Because, as it has already been adequately explained above, “Paul ... uses the present tense to make ... more vivid as he looks back upon his past, from the vantage point of the present. ... Viewed from the perspective of his faith in Christ, the wretched man is Paul struggling to be righteous apart from Jesus Christ. ... when Paul gives thanks in the first half of verse 25 ... he is doing so for past deliverance, just as in Romans 8:2, [where] Paul speaks of having been set free from the law of sin and death.”

Paul DOES say that he USED TO BE a slave to sin. He says it in Romans 8:2, where he explicitly states that “the law of the Spirit of the life in Christ Jesus FREED (aorist [past] tense) me (the Majority Text) from the law of the sin and the death,” having explicitly stated in verse 8:1 that this is what is true “NOW” that he is “IN CHRIST JESUS.” Paul used to be a slave to sin through the law in the Oldness (the Old Covenant) of the letter (Judaism), as described in Romans 7:5 and 7:7-25, but now, in Christ Jesus, he has been freed from all of that through the indwelling Spirit of God in the Newness (the New Covenant) of the Spirit (Christianity), as stated in Romans 7:6 and 8:1-14.


Dr. Riddlebarger:

A third reason why the argument fails that Paul is talking about his struggle with sin before his conversion is a theological one. Paul speaks of the person struggling with sin as having a delight in the law of God (v. 22). In verse 16 he states, “the law is good,” while in verses 15 and 18-21, he speaks of a desire to fulfill (obey) the law. He speaks of serving the law in his mind (v. 25), because, as he already stated in verse 22, he delights in the law.


Jim:

Paul says the same thing in Romans 7:5 and 7:7-13.

In 7:12-13, using the aorist (past) tense, he says, “Truly so as the law holy, and the commandment holy and righteous and good. Therefore, the thing good, to me it became death? May it not be!
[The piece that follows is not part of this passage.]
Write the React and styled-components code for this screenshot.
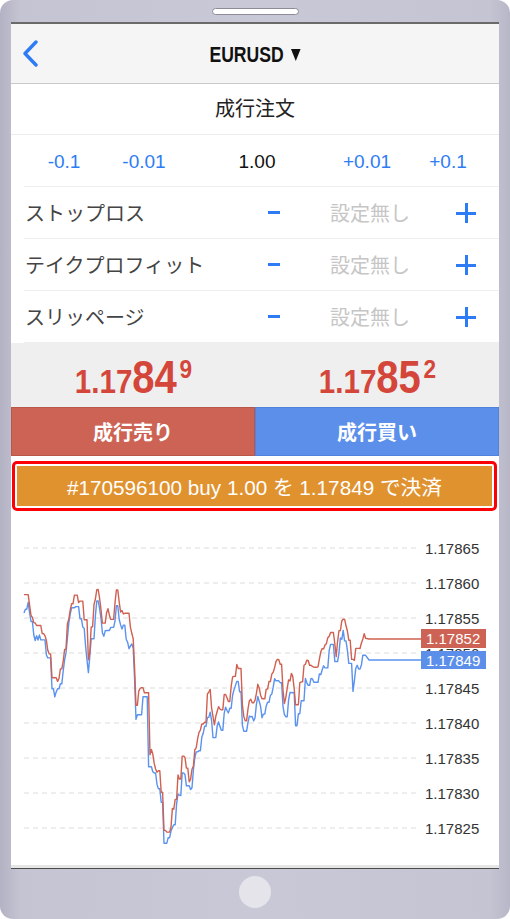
import React from "react";
import styled, { createGlobalStyle } from "styled-components";

const BLUE = "#2d7cf6";
const JP = `"Liberation Sans", "Noto Sans CJK JP", sans-serif`;

const GlobalStyle = createGlobalStyle`
  *, *::before, *::after { box-sizing: border-box; }
  html, body { margin: 0; padding: 0; background: #ffffff; }
  body { font-family: ${JP}; }
`;

// device frame
const Device = styled.div`
  width: 510px;
  height: 919px;
  border-radius: 13px;
  padding: 0 11px;
  display: flex;
  flex-direction: column;
  overflow: hidden;
  background: linear-gradient(
    to right,
    #b3b2c4 0%,
    #c5c4d2 4%,
    #c9c8d6 50%,
    #c5c4d2 96%,
    #b8b7c8 100%
  );
`;

const TopBezel = styled.div`
  height: 22px;
  display: flex;
  justify-content: center;
`;

const Speaker = styled.div`
  margin-top: 8px;
  width: 87px;
  height: 7px;
  border-radius: 4px;
  background: #ffffff;
  border: 1px solid #8d8c98;
`;

const Screen = styled.div`
  height: 847px;
  display: flex;
  flex-direction: column;
  background: #ffffff;
  border-top: 2px solid #6a6a6a;
  border-bottom: 1px solid #4d4d4d;
`;

const BottomBezel = styled.div`
  flex: 1;
  display: flex;
  justify-content: center;
  padding-top: 7px;
`;

const HomeButton = styled.div`
  width: 32px;
  height: 32px;
  border-radius: 50%;
  background: #e4e4ea;
`;

// nav
const NavBar = styled.div`
  height: 60px;
  display: grid;
  grid-template-columns: 60px 1fr 60px;
  align-items: center;
  background: #f5f5f5;
  border-bottom: 1px solid #c9c9c9;
`;

const BackButton = styled.div`
  padding-left: 11px;
  display: flex;
`;

const TitleGroup = styled.div`
  justify-self: center;
  display: flex;
  align-items: center;
  padding-top: 3px;
  transform: scaleX(0.8);
  font: 700 22px "Liberation Sans", sans-serif;
  color: #111;
`;

const Caret = styled.span`
  margin-left: 9px;
  width: 0;
  height: 0;
  border-left: 6px solid transparent;
  border-right: 6px solid transparent;
  border-top: 12px solid #111;
`;

const SectionTitle = styled.div`
  height: 51px;
  display: flex;
  align-items: center;
  justify-content: center;
  padding-bottom: 3px;
  font-size: 20px;
  color: #222;
  border-bottom: 1px solid #ececec;
`;

const LotRow = styled.div`
  height: 52px;
  margin-left: 13px;
  padding-top: 3px;
  display: grid;
  grid-template-columns: 80px 80px 146px 74px 88px;
  align-items: center;
  justify-items: center;
  border-bottom: 1px solid #efefef;
  font-size: 19px;
`;

const LotStep = styled.span`
  color: ${(p) => (p.$value ? "#111" : BLUE)};
`;

const SettingRow = styled.div`
  height: 52px;
  margin-left: 13px;
  display: grid;
  grid-template-columns: 227px 46px 146px 46px 1fr;
  align-items: center;
  justify-items: center;
  border-bottom: 1px solid #efefef;
  &:last-child {
    border-bottom: none;
  }
`;

const SettingLabel = styled.span`
  justify-self: start;
  padding-left: 1px;
  font-size: 20px;
  color: #444;
`;

const SettingValue = styled.span`
  font-size: 20px;
  color: #c6c6c6;
`;

const Minus = styled.span`
  width: 12px;
  height: 3px;
  background: ${BLUE};
`;

const Plus = styled.span`
  position: relative;
  width: 20px;
  height: 20px;
  &::before,
  &::after {
    content: "";
    position: absolute;
    background: ${BLUE};
  }
  &::before {
    left: 0;
    right: 0;
    top: 9px;
    height: 3px;
  }
  &::after {
    top: 0;
    bottom: 0;
    left: 9px;
    width: 3px;
  }
`;

// prices
const PriceBar = styled.div`
  height: 64px;
  display: grid;
  grid-template-columns: 1fr 1fr;
  align-items: center;
  justify-items: center;
  background: #efefef;
  padding-top: 4px;
`;

const Price = styled.div`
  display: inline-flex;
  align-items: baseline;
  transform: scaleX(0.87);
  font-family: "Liberation Sans", sans-serif;
  font-weight: 700;
  line-height: 1;
  color: #d5463a;
`;

const PriceHead = styled.span`
  font-size: 34px;
`;

const PriceBig = styled.span`
  font-size: 46px;
`;

const PriceSup = styled.span`
  align-self: flex-start;
  margin-top: 2px;
  margin-left: 3px;
  font-size: 26px;
`;

const TradeRow = styled.div`
  height: 49px;
  display: grid;
  grid-template-columns: 1fr 1fr;
`;

const TradeButton = styled.div`
  display: flex;
  align-items: center;
  justify-content: center;
  font-size: 20px;
  font-weight: 700;
  color: #fff;
  background: ${(p) => (p.$side === "sell" ? "#cd6354" : "#5b8fea")};
  border: 1px solid ${(p) => (p.$side === "sell" ? "#b95749" : "#4f83dc")};
`;

const CloseWrap = styled.div`
  height: 59px;
  padding: 5px 2px 4px 1px;
`;

const CloseFrame = styled.div`
  height: 50px;
  padding: 2px;
  border: 3px solid #fb0007;
  border-radius: 5px;
  background: #fff;
`;

const CloseButton = styled.div`
  height: 40px;
  display: flex;
  align-items: center;
  justify-content: center;
  background: #e0922f;
  color: #fff;
  font-size: 20.7px;
`;

const ChartBox = styled.div`
  flex: 1;
  background: #fff;
`;

const ChartFoot = styled.div`
  height: 3px;
  background: #e6e6e6;
`;

// chart data (absolute page coords of the bid line, traced from the screen)
const BID_KEYS = [
  [24, 610], [28, 602], [32, 633], [36, 640], [40, 635], [44, 650], [48, 660],
  [54, 703], [58, 690], [62, 680], [66, 650], [70, 612], [75, 608], [80, 618],
  [84, 628], [88, 675], [92, 632], [97, 603], [100, 610], [103, 640], [108, 625],
  [113, 635], [117, 603], [120, 625], [125, 630], [128, 645], [133, 645],
  [136, 717], [140, 705], [143, 700], [148, 767], [152, 767], [157, 787],
  [160, 787], [165, 855], [170, 833], [175, 820], [178, 793], [181, 793],
  [183, 757], [186, 780], [189, 802], [192, 785], [196, 752], [200, 752],
  [205, 720], [210, 707], [214, 743], [218, 725], [222, 730], [225, 703],
  [229, 717], [233, 693], [236, 682], [240, 693], [243, 730], [246, 745],
  [249, 717], [255, 717], [258, 697], [262, 717], [266, 710], [270, 700],
  [275, 680], [280, 680], [285, 723], [289, 697], [293, 693], [296, 730],
  [300, 703], [305, 682], [312, 682], [318, 682], [322, 667], [326, 663],
  [330, 650], [333, 640], [336, 673], [340, 643], [343, 633], [347, 650],
  [350, 667], [353, 690], [356, 667], [360, 667], [363, 655], [366, 658],
];

const OX = 11;
const OY = 515;

function keyAt(x) {
  for (let i = 1; i < BID_KEYS.length; i++) {
    const [x1, y1] = BID_KEYS[i];
    if (x <= x1) {
      const [x0, y0] = BID_KEYS[i - 1];
      return y0 + ((y1 - y0) * (x - x0)) / (x1 - x0);
    }
  }
  return BID_KEYS[BID_KEYS.length - 1][1];
}

function makeRandom(seed) {
  let s = seed;
  return () => {
    s = (s * 16807) % 2147483647;
    return (s - 1) / 2147483646;
  };
}

function buildLines() {
  const rand = makeRandom(20170919);
  const bid = [];
  const ask = [];
  let lastB = null;
  let lastA = null;
  for (let x = 24; x <= 366; x += 1.4) {
    const base = keyAt(x);
    let b = base + (rand() - 0.5) * 8;
    if (lastB !== null && rand() < 0.3) b = lastB;
    const spread = 12 + (7 * (x - 24)) / 342;
    let a = base - spread + (rand() - 0.5) * 8;
    if (lastA !== null && rand() < 0.3) a = lastA;
    if (a > b - 4) a = b - 4;
    bid.push([x, b]);
    ask.push([x, a]);
    lastB = b;
    lastA = a;
  }
  bid.push([369, 660], [421, 660]);
  ask.push([369, 639], [421, 639]);
  const toPath = (pts) =>
    pts.map(([x, y]) => `${(x - OX).toFixed(1)},${(y - OY).toFixed(1)}`).join(" ");
  return { bid: toPath(bid), ask: toPath(ask) };
}

const LEVELS = ["1.17865", "1.17860", "1.17855", "1.17850", "1.17845", "1.17840", "1.17835", "1.17830", "1.17825"];

function PriceChart() {
  const lines = React.useMemo(buildLines, []);
  return (
    <svg width="488" height="350" style={{ display: "block" }}>
      {LEVELS.map((label, i) => {
        const y = 33 + i * 35;
        return (
          <g key={label}>
            <line x1="13" x2="407" y1={y} y2={y} stroke="#dcdcdc" strokeWidth="1" strokeDasharray="5 4" />
            <text x="414" y={y} dy="5.5" fontSize="15" fill="#333" fontFamily="Liberation Sans, sans-serif">
              {label}
            </text>
          </g>
        );
      })}
      <polyline points={lines.bid} fill="none" stroke="#5a92ef" strokeWidth="1.4" strokeLinejoin="round" />
      <polyline points={lines.ask} fill="none" stroke="#d0604f" strokeWidth="1.4" strokeLinejoin="round" />
      <rect x="410" y="114" width="65" height="19" fill="#cd6354" />
      <text x="415" y="123.5" dy="5.5" fontSize="15" fill="#fff" fontFamily="Liberation Sans, sans-serif">
        1.17852
      </text>
      <rect x="410" y="136" width="65" height="18" fill="#5b8fea" />
      <text x="415" y="145" dy="5.5" fontSize="15" fill="#fff" fontFamily="Liberation Sans, sans-serif">
        1.17849
      </text>
    </svg>
  );
}

const SETTINGS = ["ストップロス", "テイクプロフィット", "スリッページ"];

export default function App() {
  return (
    <>
      <GlobalStyle />
      <Device>
        <TopBezel>
          <Speaker />
        </TopBezel>
        <Screen>
          <NavBar>
            <BackButton>
              <svg width="17" height="27" viewBox="0 0 17 27">
                <polyline points="14,2 3,13.5 14,25" fill="none" stroke={BLUE} strokeWidth="3.4" strokeLinecap="round" strokeLinejoin="round" />
              </svg>
            </BackButton>
            <TitleGroup>
              EURUSD
              <Caret />
            </TitleGroup>
            <span />
          </NavBar>
          <SectionTitle>成行注文</SectionTitle>
          <LotRow>
            <LotStep>-0.1</LotStep>
            <LotStep>-0.01</LotStep>
            <LotStep $value>1.00</LotStep>
            <LotStep>+0.01</LotStep>
            <LotStep>+0.1</LotStep>
          </LotRow>
          {SETTINGS.map((label) => (
            <SettingRow key={label}>
              <SettingLabel>{label}</SettingLabel>
              <Minus />
              <SettingValue>設定無し</SettingValue>
              <Plus />
            </SettingRow>
          ))}
          <PriceBar>
            <Price>
              <PriceHead>1.17</PriceHead>
              <PriceBig>84</PriceBig>
              <PriceSup>9</PriceSup>
            </Price>
            <Price>
              <PriceHead>1.17</PriceHead>
              <PriceBig>85</PriceBig>
              <PriceSup>2</PriceSup>
            </Price>
          </PriceBar>
          <TradeRow>
            <TradeButton $side="sell">成行売り</TradeButton>
            <TradeButton $side="buy">成行買い</TradeButton>
          </TradeRow>
          <CloseWrap>
            <CloseFrame>
              <CloseButton>#170596100 buy 1.00 を 1.17849 で決済</CloseButton>
            </CloseFrame>
          </CloseWrap>
          <ChartBox>
            <PriceChart />
          </ChartBox>
          <ChartFoot />
        </Screen>
        <BottomBezel>
          <HomeButton />
        </BottomBezel>
      </Device>
    </>
  );
}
But the sin, so that it would be brought to light, sin, through the thing good, to me accomplishing death, so that it would become, according to supremacy, sinful, the sin, through the commandment.” This describes, in the aorist (past) tense, Paul viewing the law as holy and righteous and good and the law revealing to Paul the utter sinfulness of his sin and producing death in him.

In 7:5, using the aorist (past) tense, he says, “For when we were in the flesh, the sufferings of the sins, the/which through the law, energized/worked (aorist) in the members of us for the to produce fruit for/to the death.” This describes, in the aorist (past) tense, Paul incurring, through the law, death from the sin in the members of his body.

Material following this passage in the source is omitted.